The whole process seemed so utterly mysterious that one hardly knew how to begin thinking about it.
Of course, now that we know the answer, it all seems so completely obvious that no one nowadays remembers just how puzzling the problem seemed then. If by chance you do
not
know the answer, I ask you to pause a moment and reflect on what the answer might be. There is no need, at this stage, to bother about the details of the chemistry. It is the principle of the idea that matters. The problem was not made easier by the fact that many of the properties of proteins and genes just outlined were not known for certain. All of them were plausible and most of them seemed very probable but, as in most problems near the frontiers of research, there were always nagging doubts that one or more of these assumptions might be dangerously misleading.

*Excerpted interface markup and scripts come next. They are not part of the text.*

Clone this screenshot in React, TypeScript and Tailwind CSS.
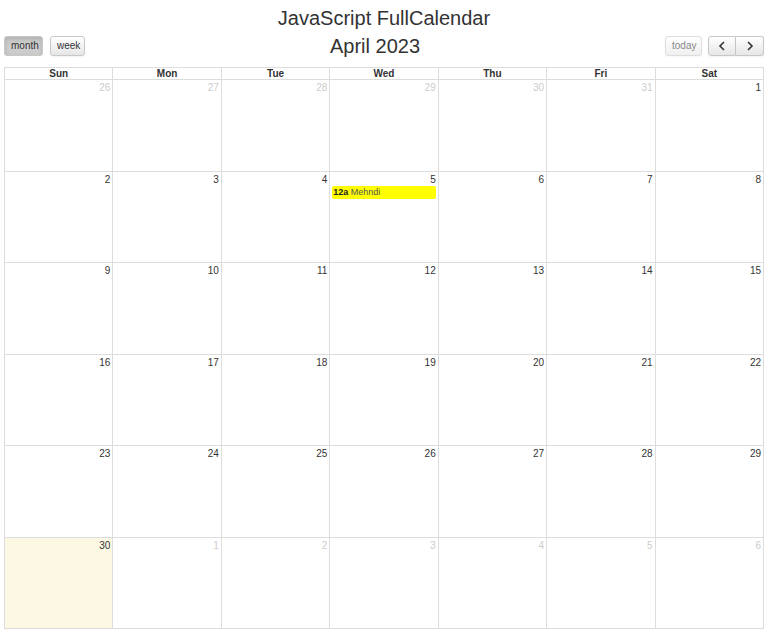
const days = ['Sun', 'Mon', 'Tue', 'Wed', 'Thu', 'Fri', 'Sat'];

type Cell = { day: number; other: boolean; today?: boolean };

function buildWeeks(): Cell[][] {
  const cells: Cell[] = [];
  [26, 27, 28, 29, 30, 31].forEach((d) => cells.push({ day: d, other: true }));
  for (let d = 1; d <= 30; d++) cells.push({ day: d, other: false, today: d === 30 });
  for (let d = 1; cells.length < 42; d++) cells.push({ day: d, other: true });
  const weeks: Cell[][] = [];
  for (let i = 0; i < 42; i += 7) weeks.push(cells.slice(i, i + 7));
  return weeks;
}

function Button({
  children,
  active,
  disabled,
  className = '',
}: {
  children: React.ReactNode;
  active?: boolean;
  disabled?: boolean;
  className?: string;
}) {
  return (
    <button
      className={
        'h-[20px] px-[6px] text-[10px] leading-none border border-[#c8c8c8] rounded-[3px] ' +
        (active
          ? 'bg-[#cccccc] shadow-[inset_0_2px_4px_rgba(0,0,0,0.15)] text-[#333] '
          : 'bg-gradient-to-b from-white to-[#e6e6e6] shadow-[0_1px_2px_rgba(0,0,0,0.05)] text-[#333] ') +
        (disabled ? 'opacity-60 ' : '') +
        className
      }
    >
      {children}
    </button>
  );
}

export default function App() {
  const weeks = buildWeeks();

  return (
    <div className="w-[768px] h-[633px] bg-white px-[4px] font-['Liberation_Sans',Arial,sans-serif] text-[#333]">
      <h1 className="text-center text-[20px] leading-[24px] pt-[6px] text-[#333]">
        JavaScript FullCalendar
      </h1>

      <div className="flex items-center justify-between h-[30px] mt-[1px] mb-[6px]">
        <div className="flex gap-[7px]">
          <Button active className="w-[39px]">month</Button>
          <Button className="w-[35px]">week</Button>
        </div>
        <h2 className="text-[20px] leading-[24px] text-[#333]">April 2023</h2>
        <div className="flex gap-[6px] justify-end">
          <Button disabled className="w-[37px]">today</Button>
          <div className="flex">
            <Button className="w-[28px] rounded-r-none flex items-center justify-center">
              <svg width="8" height="10" viewBox="0 0 8 10" fill="none" stroke="#333" strokeWidth="1.6">
                <path d="M6 1 L2 5 L6 9" />
              </svg>
            </Button>
            <Button className="w-[28px] rounded-l-none border-l-0 flex items-center justify-center">
              <svg width="8" height="10" viewBox="0 0 8 10" fill="none" stroke="#333" strokeWidth="1.6">
                <path d="M2 1 L6 5 L2 9" />
              </svg>
            </Button>
          </div>
        </div>
      </div>

      <div className="border-l border-t border-[#dddddd]">
        <div className="grid grid-cols-7">
          {days.map((d) => (
            <div
              key={d}
              className="h-[12px] border-r border-b border-[#dddddd] text-center text-[10px] leading-[11px] font-bold"
            >
              {d}
            </div>
          ))}
        </div>
        {weeks.map((week, wi) => (
          <div key={wi} className="grid grid-cols-7 h-[91.5px]">
            {week.map((c, ci) => (
              <div
                key={ci}
                className={
                  'border-r border-b border-[#dddddd] relative ' +
                  (c.today ? 'bg-[#fcf8e3]' : 'bg-white')
                }
              >
                <div
                  className={
                    'text-right text-[10px] leading-[12px] pr-[2px] pt-[2px] ' +
                    (c.other ? 'text-[#cccccc]' : 'text-[#333]')
                  }
                >
                  {c.day}
                </div>
                {!c.other && c.day === 5 && (
                  <div className="mx-[2px] h-[13px] bg-[#ffff00] rounded-[2px] px-[1px] text-[9px] leading-[13px] text-[#555]">
                    <span className="font-bold text-[#222]">12a</span> Mehndi
                  </div>
                )}
              </div>
            ))}
          </div>
        ))}
      </div>
    </div>
  );
}
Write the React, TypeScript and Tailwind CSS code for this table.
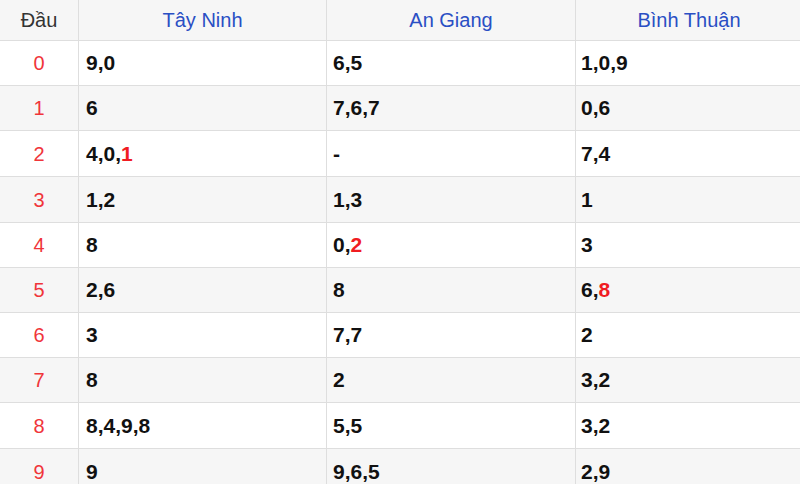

In research the front line is almost always in a fog.
So what was the answer? Curiously enough, I had arrived at the correct solution before Jim Watson and I discovered the double-helical structure of DNA. The basic idea (which was not entirely new) was this: All a gene had to do was to get the
sequence
of the amino acids correct in that protein. Once the correct polypeptide chain had been synthesized, with all its side chains in the right order, then, following the laws of chemistry, the protein
would fold itself up correctly into a unique three-dimensional structure.
(What the exact three-dimensional structure of each protein was remained to be determined.) By this bold assumption the problem was changed from a three-dimensional one to a one-dimensional one, and the original dilemma largely disappeared.
Of course, this had not
solved
the problem. It had merely transformed it from an intractable one to a manageable one. For the problem still remained: how to make an exact copy of a one-dimensional sequence. To approach that we must return to what was known about DNA.
By the late 1940s our knowledge of DNA had improved in several important respects. It had been discovered that DNA molecules were not, after all, very short. Exactly how long they were was not clear. We know now that they appeared to be short because, being long molecules (in the sense that a piece of string is long), they could easily be broken in the process of getting them out of the cell and manipulating them in the test tube. Just stirring a DNA solution is enough to break the longer molecules. Their chemistry was now known more correctly, and moreover the tetranucleotide hypothesis was dead, killed by some very beautiful work by a chemist at Columbia, the Austrian refugee Erwin Chargaff. DNA was known to be a polymer, but with a very different backbone and with only four letters in its alphabet, rather than twenty. Chargaff showed that DNA from different sources had rather different amounts of those four bases (as they were called). Perhaps DNA was not such a dumb molecule after all. It might conceivably be long enough and varied enough to carry some genetic information.